* _Your objective_:
Write out word for word each line of the records, beginning at the first and stopping after the line with "string; value: string". Leave the pictures out.

[Web page code records]
************

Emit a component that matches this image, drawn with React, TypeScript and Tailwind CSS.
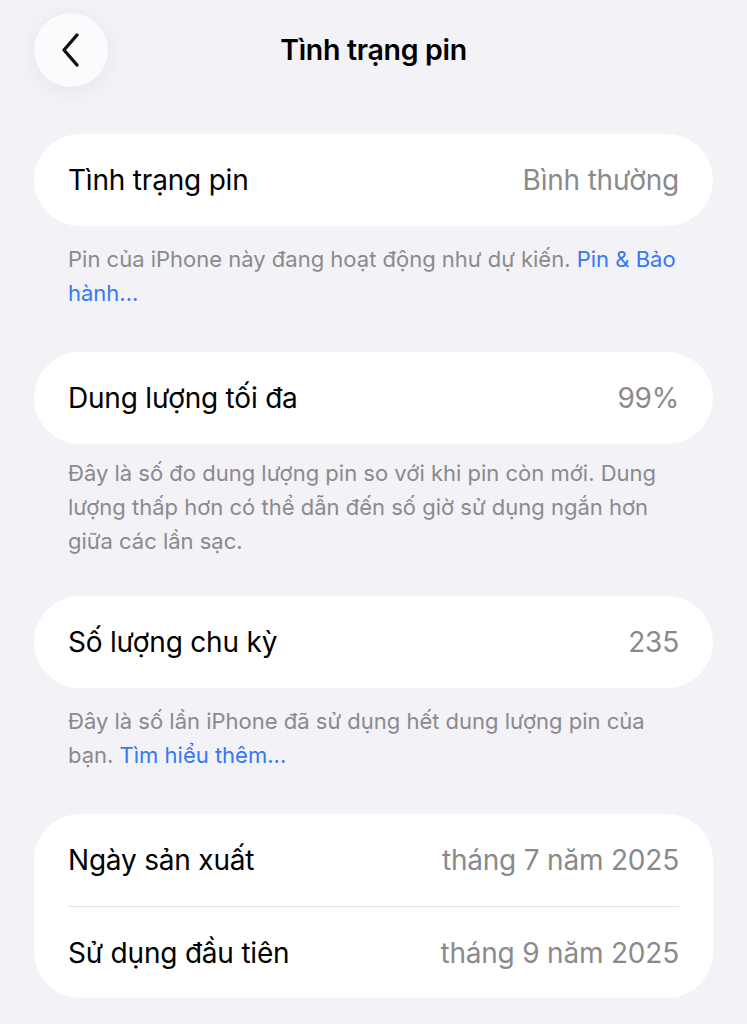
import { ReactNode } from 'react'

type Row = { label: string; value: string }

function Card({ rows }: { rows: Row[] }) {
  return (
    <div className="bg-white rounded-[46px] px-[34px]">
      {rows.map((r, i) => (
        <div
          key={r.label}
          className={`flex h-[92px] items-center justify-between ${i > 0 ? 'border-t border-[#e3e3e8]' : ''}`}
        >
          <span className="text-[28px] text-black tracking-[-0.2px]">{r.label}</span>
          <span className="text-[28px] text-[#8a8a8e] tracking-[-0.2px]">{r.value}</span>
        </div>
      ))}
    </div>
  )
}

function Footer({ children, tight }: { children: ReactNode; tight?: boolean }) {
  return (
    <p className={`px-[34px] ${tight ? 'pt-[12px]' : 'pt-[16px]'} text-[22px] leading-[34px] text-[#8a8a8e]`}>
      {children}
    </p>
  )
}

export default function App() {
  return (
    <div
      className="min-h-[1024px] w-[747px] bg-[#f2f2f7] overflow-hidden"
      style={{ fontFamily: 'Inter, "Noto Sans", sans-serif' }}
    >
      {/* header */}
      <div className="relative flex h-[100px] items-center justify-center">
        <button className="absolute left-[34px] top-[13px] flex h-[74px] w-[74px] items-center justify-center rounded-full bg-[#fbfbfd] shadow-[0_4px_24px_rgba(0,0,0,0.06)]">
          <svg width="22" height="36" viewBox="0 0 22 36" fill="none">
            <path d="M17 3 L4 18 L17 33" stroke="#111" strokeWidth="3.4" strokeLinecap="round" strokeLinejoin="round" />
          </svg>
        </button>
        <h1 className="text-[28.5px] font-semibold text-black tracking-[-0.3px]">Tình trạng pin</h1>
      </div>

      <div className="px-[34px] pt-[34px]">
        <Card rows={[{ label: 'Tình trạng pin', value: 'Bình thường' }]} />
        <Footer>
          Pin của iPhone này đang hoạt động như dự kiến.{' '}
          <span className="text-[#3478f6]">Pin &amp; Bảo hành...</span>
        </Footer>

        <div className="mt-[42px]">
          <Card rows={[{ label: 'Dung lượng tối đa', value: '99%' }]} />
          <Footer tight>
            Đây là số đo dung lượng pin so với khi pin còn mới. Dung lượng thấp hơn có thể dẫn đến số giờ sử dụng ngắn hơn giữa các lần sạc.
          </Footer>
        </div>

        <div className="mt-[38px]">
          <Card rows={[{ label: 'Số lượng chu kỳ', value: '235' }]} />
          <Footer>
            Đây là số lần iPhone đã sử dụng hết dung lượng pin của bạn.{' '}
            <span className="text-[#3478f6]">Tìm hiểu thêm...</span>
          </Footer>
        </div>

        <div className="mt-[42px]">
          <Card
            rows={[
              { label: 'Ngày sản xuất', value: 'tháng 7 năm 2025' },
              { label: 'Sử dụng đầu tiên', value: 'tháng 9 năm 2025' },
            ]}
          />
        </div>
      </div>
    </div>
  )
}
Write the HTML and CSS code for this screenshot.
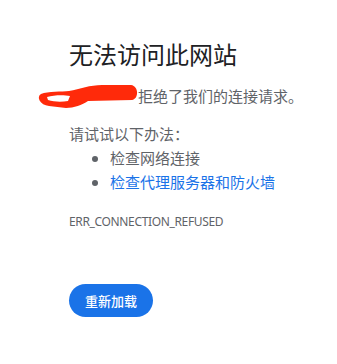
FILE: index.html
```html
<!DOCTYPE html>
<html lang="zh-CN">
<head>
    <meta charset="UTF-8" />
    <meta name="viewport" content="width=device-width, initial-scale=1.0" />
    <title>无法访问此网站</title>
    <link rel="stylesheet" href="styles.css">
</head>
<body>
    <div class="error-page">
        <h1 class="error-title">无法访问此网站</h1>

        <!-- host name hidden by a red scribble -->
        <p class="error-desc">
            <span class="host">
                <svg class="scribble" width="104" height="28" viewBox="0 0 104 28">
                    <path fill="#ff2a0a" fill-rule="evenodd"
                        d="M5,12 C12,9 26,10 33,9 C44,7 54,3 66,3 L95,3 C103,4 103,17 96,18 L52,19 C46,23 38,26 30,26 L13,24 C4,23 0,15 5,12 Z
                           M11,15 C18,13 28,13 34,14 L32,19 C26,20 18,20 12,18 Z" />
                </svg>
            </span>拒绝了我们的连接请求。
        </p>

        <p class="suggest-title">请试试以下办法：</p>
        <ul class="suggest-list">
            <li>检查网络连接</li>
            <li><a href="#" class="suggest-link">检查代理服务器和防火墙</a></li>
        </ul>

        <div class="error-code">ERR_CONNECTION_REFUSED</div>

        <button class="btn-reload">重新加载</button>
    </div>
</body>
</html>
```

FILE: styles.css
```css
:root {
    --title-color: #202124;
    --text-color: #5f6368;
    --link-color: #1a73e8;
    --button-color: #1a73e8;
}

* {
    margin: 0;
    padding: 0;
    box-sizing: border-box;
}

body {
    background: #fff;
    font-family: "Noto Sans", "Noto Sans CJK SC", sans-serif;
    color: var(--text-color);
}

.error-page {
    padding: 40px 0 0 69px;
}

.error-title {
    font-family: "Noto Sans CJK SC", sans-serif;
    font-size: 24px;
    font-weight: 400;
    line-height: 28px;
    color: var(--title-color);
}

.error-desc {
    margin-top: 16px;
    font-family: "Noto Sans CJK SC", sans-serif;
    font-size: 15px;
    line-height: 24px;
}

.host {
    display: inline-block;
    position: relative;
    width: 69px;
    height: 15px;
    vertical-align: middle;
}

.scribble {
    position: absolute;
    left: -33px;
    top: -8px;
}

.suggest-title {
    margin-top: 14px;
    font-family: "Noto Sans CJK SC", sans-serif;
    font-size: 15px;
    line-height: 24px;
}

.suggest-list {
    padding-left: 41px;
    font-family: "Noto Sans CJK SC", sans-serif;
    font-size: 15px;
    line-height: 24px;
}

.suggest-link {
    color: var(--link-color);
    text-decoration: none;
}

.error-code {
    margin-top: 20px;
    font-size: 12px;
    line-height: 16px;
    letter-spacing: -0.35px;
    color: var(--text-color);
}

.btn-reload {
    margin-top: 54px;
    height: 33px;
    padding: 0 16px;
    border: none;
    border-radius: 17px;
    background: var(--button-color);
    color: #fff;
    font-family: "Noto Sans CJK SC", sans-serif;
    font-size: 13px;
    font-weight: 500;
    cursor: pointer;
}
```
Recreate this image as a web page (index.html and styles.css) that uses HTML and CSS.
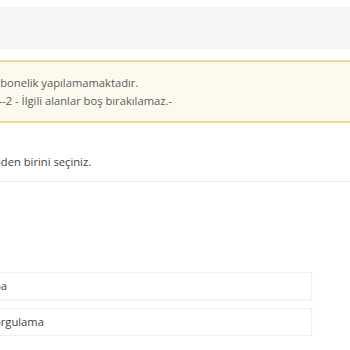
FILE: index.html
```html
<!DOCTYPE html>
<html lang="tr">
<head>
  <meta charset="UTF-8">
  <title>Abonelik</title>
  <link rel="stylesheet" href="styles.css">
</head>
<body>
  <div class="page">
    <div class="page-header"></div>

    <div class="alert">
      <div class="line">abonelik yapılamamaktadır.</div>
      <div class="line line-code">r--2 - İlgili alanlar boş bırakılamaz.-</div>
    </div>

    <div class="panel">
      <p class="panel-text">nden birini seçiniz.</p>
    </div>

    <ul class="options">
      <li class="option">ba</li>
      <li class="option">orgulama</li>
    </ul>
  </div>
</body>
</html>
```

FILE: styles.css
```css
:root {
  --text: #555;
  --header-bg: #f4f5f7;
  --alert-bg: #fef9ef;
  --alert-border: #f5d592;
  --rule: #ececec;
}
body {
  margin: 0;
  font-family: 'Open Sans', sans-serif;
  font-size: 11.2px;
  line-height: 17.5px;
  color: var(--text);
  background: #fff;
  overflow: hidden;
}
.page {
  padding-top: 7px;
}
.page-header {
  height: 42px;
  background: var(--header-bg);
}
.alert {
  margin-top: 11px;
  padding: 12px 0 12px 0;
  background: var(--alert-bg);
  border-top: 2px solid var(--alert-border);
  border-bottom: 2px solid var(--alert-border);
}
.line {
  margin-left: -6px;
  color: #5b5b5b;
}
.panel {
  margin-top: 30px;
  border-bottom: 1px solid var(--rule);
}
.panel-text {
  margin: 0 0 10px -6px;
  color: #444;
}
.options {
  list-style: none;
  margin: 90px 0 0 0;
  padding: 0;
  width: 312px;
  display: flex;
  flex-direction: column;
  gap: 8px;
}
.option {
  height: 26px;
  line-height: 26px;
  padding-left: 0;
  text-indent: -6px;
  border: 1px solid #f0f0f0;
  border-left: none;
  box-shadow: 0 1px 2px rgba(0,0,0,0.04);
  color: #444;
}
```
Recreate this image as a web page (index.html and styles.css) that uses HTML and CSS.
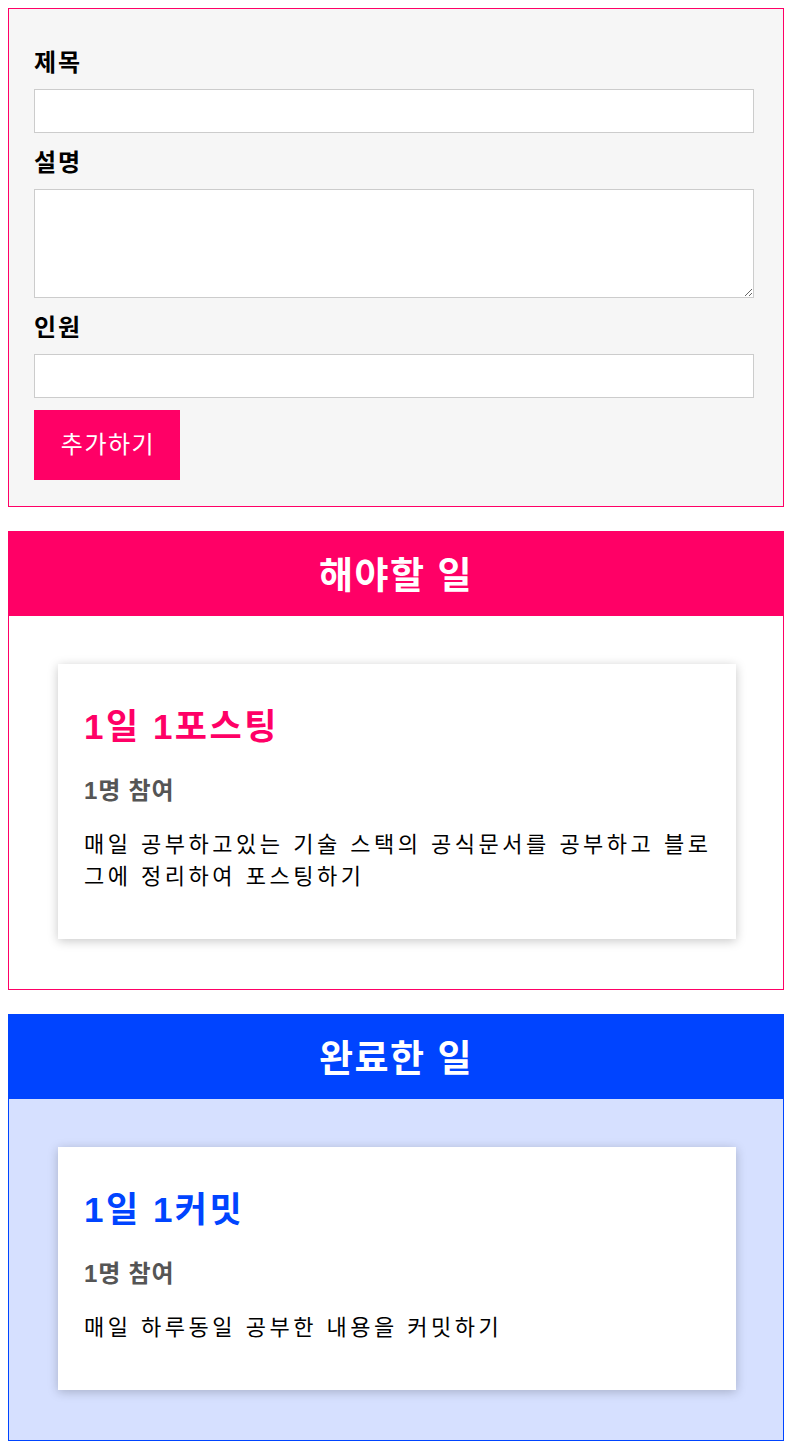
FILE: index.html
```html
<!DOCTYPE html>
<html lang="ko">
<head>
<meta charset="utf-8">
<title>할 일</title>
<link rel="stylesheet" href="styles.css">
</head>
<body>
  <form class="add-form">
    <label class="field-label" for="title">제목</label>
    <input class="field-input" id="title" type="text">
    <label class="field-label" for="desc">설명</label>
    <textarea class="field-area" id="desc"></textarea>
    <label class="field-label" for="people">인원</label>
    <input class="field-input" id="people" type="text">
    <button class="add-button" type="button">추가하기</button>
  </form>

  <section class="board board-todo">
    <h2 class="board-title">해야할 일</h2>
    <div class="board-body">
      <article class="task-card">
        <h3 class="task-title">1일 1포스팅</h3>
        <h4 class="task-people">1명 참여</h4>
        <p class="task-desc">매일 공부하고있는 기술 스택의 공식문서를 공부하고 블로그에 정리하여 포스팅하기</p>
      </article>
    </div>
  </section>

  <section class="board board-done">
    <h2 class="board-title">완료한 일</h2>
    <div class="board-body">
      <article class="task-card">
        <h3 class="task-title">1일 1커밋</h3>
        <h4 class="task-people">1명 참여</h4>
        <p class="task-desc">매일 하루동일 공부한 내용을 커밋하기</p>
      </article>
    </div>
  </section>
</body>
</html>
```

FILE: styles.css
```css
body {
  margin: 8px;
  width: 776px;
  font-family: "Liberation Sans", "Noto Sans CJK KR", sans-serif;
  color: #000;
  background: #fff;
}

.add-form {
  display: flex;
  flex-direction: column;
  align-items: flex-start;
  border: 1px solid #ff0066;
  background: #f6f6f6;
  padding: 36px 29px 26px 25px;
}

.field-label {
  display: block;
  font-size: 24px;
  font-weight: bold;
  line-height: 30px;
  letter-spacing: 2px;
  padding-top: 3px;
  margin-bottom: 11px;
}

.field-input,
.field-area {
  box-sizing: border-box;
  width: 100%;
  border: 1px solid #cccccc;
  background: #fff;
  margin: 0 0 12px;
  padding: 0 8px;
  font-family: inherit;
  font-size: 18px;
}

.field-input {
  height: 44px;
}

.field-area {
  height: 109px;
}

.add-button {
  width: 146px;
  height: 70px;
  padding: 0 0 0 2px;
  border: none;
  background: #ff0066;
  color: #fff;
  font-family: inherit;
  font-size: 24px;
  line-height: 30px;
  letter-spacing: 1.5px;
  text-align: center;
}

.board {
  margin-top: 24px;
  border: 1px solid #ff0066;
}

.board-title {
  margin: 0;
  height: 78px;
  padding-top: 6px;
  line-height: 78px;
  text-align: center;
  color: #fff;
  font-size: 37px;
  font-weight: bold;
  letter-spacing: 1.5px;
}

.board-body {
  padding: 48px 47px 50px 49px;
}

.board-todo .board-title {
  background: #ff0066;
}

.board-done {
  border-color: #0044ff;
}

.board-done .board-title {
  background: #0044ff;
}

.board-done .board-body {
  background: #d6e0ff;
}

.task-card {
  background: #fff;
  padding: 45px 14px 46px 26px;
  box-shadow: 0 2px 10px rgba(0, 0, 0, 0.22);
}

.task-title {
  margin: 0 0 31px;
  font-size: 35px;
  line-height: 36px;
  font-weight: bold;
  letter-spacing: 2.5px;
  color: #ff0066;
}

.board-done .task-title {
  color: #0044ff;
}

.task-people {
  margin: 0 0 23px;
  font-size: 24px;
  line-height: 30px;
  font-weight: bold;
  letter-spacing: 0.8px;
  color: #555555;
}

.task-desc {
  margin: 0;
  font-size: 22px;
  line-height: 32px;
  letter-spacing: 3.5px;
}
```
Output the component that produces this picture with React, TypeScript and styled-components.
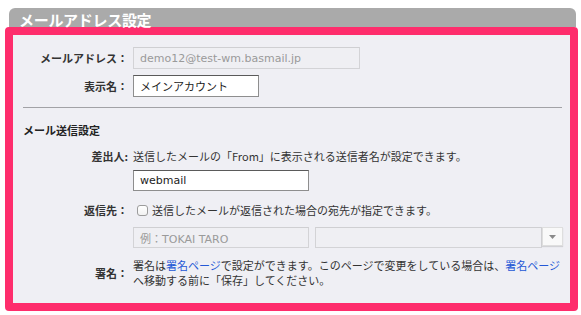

************

* _The output_:
Emit a component that matches this image, drawn with React, TypeScript and Tailwind CSS.
import { ReactNode } from 'react'

type Row = { label: string; value: string }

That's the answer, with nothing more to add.